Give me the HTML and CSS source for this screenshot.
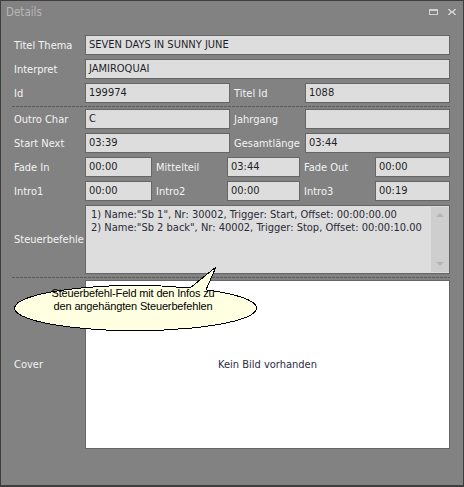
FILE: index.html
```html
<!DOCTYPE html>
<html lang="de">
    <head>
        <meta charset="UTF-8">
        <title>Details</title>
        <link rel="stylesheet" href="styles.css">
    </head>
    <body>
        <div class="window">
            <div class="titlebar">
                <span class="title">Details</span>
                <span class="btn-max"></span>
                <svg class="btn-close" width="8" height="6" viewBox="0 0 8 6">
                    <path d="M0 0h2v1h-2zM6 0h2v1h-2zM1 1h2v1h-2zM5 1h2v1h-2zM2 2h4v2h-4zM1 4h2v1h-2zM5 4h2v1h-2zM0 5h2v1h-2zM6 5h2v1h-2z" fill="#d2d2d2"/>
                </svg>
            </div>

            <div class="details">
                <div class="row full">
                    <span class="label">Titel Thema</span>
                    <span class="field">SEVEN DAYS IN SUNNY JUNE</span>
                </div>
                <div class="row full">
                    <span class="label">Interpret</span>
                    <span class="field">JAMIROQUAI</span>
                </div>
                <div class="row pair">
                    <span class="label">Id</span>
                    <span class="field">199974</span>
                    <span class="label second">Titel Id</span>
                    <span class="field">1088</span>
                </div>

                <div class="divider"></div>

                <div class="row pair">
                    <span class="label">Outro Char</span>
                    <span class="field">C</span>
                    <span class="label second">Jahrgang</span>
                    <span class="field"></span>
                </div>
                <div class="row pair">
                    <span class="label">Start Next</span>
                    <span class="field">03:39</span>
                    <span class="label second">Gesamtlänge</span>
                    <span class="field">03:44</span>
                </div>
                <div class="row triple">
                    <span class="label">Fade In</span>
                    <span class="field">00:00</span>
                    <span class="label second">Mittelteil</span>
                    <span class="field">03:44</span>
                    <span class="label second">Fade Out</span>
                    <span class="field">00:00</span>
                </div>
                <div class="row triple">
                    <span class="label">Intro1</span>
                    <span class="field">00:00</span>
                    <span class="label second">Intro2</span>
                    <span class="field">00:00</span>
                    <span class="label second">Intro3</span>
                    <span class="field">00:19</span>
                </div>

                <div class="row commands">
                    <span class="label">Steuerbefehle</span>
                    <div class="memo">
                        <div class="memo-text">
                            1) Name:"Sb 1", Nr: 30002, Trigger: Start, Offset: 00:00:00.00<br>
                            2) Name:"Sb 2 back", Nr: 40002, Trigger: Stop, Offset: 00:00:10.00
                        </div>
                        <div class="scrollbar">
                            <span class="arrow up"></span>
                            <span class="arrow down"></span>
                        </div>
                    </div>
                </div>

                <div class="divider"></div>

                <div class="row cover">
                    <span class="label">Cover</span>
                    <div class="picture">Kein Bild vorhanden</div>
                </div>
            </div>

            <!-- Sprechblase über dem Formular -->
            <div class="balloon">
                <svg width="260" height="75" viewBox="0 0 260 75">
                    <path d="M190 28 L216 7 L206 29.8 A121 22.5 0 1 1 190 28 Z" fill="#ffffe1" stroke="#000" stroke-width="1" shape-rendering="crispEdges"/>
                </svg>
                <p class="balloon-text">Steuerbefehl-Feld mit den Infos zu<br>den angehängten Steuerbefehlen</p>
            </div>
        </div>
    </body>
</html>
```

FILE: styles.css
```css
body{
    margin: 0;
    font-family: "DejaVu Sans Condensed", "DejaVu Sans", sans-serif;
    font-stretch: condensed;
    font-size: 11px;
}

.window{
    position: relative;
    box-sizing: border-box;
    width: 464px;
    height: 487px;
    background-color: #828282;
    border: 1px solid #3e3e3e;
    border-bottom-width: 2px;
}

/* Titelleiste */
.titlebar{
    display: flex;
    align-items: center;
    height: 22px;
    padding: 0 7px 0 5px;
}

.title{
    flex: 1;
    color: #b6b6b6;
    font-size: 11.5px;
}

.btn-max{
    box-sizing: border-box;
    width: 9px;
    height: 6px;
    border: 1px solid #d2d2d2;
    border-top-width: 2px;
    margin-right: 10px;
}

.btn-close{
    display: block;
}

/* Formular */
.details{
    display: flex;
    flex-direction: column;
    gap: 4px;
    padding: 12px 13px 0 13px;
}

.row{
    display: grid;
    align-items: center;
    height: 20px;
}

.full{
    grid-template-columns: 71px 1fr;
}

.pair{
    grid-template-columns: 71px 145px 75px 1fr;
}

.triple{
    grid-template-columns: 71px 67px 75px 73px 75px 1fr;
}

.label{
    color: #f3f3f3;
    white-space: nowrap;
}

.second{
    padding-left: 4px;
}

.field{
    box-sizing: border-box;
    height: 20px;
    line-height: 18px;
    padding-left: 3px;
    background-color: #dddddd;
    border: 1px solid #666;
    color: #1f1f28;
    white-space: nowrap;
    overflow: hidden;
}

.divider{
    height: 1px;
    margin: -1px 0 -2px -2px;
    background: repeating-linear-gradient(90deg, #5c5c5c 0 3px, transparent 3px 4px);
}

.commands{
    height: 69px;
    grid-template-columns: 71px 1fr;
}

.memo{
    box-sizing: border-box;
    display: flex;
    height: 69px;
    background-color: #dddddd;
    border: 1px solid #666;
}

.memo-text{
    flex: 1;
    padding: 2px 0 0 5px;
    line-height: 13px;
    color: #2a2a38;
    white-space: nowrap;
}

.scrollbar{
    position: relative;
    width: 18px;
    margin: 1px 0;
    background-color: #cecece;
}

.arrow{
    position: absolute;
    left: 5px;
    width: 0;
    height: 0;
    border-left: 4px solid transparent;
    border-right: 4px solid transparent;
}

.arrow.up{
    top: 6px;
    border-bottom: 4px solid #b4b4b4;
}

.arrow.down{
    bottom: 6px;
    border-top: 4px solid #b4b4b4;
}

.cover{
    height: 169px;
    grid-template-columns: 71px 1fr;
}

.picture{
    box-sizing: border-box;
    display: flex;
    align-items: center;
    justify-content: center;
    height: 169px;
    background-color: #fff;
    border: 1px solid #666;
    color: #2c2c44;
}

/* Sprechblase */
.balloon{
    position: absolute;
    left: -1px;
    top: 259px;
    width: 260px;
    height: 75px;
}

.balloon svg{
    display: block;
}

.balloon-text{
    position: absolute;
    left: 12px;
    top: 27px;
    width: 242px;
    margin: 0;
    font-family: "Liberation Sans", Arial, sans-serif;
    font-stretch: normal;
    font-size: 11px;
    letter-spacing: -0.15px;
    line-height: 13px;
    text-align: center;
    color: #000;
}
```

------------------------------------------------------------------------

SET TASK: Retype the whole listing, keeping every line identical and omitting all pictures.

RESULT:
Give me the HTML and CSS source for this screenshot.
FILE: index.html
```html
<!DOCTYPE html>
<html lang="de">
    <head>
        <meta charset="UTF-8">
        <title>Details</title>
        <link rel="stylesheet" href="styles.css">
    </head>
    <body>
        <div class="window">
            <div class="titlebar">
                <span class="title">Details</span>
                <span class="btn-max"></span>
                <svg class="btn-close" width="8" height="6" viewBox="0 0 8 6">
                    <path d="M0 0h2v1h-2zM6 0h2v1h-2zM1 1h2v1h-2zM5 1h2v1h-2zM2 2h4v2h-4zM1 4h2v1h-2zM5 4h2v1h-2zM0 5h2v1h-2zM6 5h2v1h-2z" fill="#d2d2d2"/>
                </svg>
            </div>

            <div class="details">
                <div class="row full">
                    <span class="label">Titel Thema</span>
                    <span class="field">SEVEN DAYS IN SUNNY JUNE</span>
                </div>
                <div class="row full">
                    <span class="label">Interpret</span>
                    <span class="field">JAMIROQUAI</span>
                </div>
                <div class="row pair">
                    <span class="label">Id</span>
                    <span class="field">199974</span>
                    <span class="label second">Titel Id</span>
                    <span class="field">1088</span>
                </div>

                <div class="divider"></div>

                <div class="row pair">
                    <span class="label">Outro Char</span>
                    <span class="field">C</span>
                    <span class="label second">Jahrgang</span>
                    <span class="field"></span>
                </div>
                <div class="row pair">
                    <span class="label">Start Next</span>
                    <span class="field">03:39</span>
                    <span class="label second">Gesamtlänge</span>
                    <span class="field">03:44</span>
                </div>
                <div class="row triple">
                    <span class="label">Fade In</span>
                    <span class="field">00:00</span>
                    <span class="label second">Mittelteil</span>
                    <span class="field">03:44</span>
                    <span class="label second">Fade Out</span>
                    <span class="field">00:00</span>
                </div>
                <div class="row triple">
                    <span class="label">Intro1</span>
                    <span class="field">00:00</span>
                    <span class="label second">Intro2</span>
                    <span class="field">00:00</span>
                    <span class="label second">Intro3</span>
                    <span class="field">00:19</span>
                </div>

                <div class="row commands">
                    <span class="label">Steuerbefehle</span>
                    <div class="memo">
                        <div class="memo-text">
                            1) Name:"Sb 1", Nr: 30002, Trigger: Start, Offset: 00:00:00.00<br>
                            2) Name:"Sb 2 back", Nr: 40002, Trigger: Stop, Offset: 00:00:10.00
                        </div>
                        <div class="scrollbar">
                            <span class="arrow up"></span>
                            <span class="arrow down"></span>
                        </div>
                    </div>
                </div>

                <div class="divider"></div>

                <div class="row cover">
                    <span class="label">Cover</span>
                    <div class="picture">Kein Bild vorhanden</div>
                </div>
            </div>

            <!-- Sprechblase über dem Formular -->
            <div class="balloon">
                <svg width="260" height="75" viewBox="0 0 260 75">
                    <path d="M190 28 L216 7 L206 29.8 A121 22.5 0 1 1 190 28 Z" fill="#ffffe1" stroke="#000" stroke-width="1" shape-rendering="crispEdges"/>
                </svg>
                <p class="balloon-text">Steuerbefehl-Feld mit den Infos zu<br>den angehängten Steuerbefehlen</p>
            </div>
        </div>
    </body>
</html>
```

FILE: styles.css
```css
body{
    margin: 0;
    font-family: "DejaVu Sans Condensed", "DejaVu Sans", sans-serif;
    font-stretch: condensed;
    font-size: 11px;
}

.window{
    position: relative;
    box-sizing: border-box;
    width: 464px;
    height: 487px;
    background-color: #828282;
    border: 1px solid #3e3e3e;
    border-bottom-width: 2px;
}

/* Titelleiste */
.titlebar{
    display: flex;
    align-items: center;
    height: 22px;
    padding: 0 7px 0 5px;
}

.title{
    flex: 1;
    color: #b6b6b6;
    font-size: 11.5px;
}

.btn-max{
    box-sizing: border-box;
    width: 9px;
    height: 6px;
    border: 1px solid #d2d2d2;
    border-top-width: 2px;
    margin-right: 10px;
}

.btn-close{
    display: block;
}

/* Formular */
.details{
    display: flex;
    flex-direction: column;
    gap: 4px;
    padding: 12px 13px 0 13px;
}

.row{
    display: grid;
    align-items: center;
    height: 20px;
}

.full{
    grid-template-columns: 71px 1fr;
}

.pair{
    grid-template-columns: 71px 145px 75px 1fr;
}

.triple{
    grid-template-columns: 71px 67px 75px 73px 75px 1fr;
}

.label{
    color: #f3f3f3;
    white-space: nowrap;
}

.second{
    padding-left: 4px;
}

.field{
    box-sizing: border-box;
    height: 20px;
    line-height: 18px;
    padding-left: 3px;
    background-color: #dddddd;
    border: 1px solid #666;
    color: #1f1f28;
    white-space: nowrap;
    overflow: hidden;
}

.divider{
    height: 1px;
    margin: -1px 0 -2px -2px;
    background: repeating-linear-gradient(90deg, #5c5c5c 0 3px, transparent 3px 4px);
}

.commands{
    height: 69px;
    grid-template-columns: 71px 1fr;
}

.memo{
    box-sizing: border-box;
    display: flex;
    height: 69px;
    background-color: #dddddd;
    border: 1px solid #666;
}

.memo-text{
    flex: 1;
    padding: 2px 0 0 5px;
    line-height: 13px;
    color: #2a2a38;
    white-space: nowrap;
}

.scrollbar{
    position: relative;
    width: 18px;
    margin: 1px 0;
    background-color: #cecece;
}

.arrow{
    position: absolute;
    left: 5px;
    width: 0;
    height: 0;
    border-left: 4px solid transparent;
    border-right: 4px solid transparent;
}

.arrow.up{
    top: 6px;
    border-bottom: 4px solid #b4b4b4;
}

.arrow.down{
    bottom: 6px;
    border-top: 4px solid #b4b4b4;
}

.cover{
    height: 169px;
    grid-template-columns: 71px 1fr;
}

.picture{
    box-sizing: border-box;
    display: flex;
    align-items: center;
    justify-content: center;
    height: 169px;
    background-color: #fff;
    border: 1px solid #666;
    color: #2c2c44;
}

/* Sprechblase */
.balloon{
    position: absolute;
    left: -1px;
    top: 259px;
    width: 260px;
    height: 75px;
}

.balloon svg{
    display: block;
}

.balloon-text{
    position: absolute;
    left: 12px;
    top: 27px;
    width: 242px;
    margin: 0;
    font-family: "Liberation Sans", Arial, sans-serif;
    font-stretch: normal;
    font-size: 11px;
    letter-spacing: -0.15px;
    line-height: 13px;
    text-align: center;
    color: #000;
}
```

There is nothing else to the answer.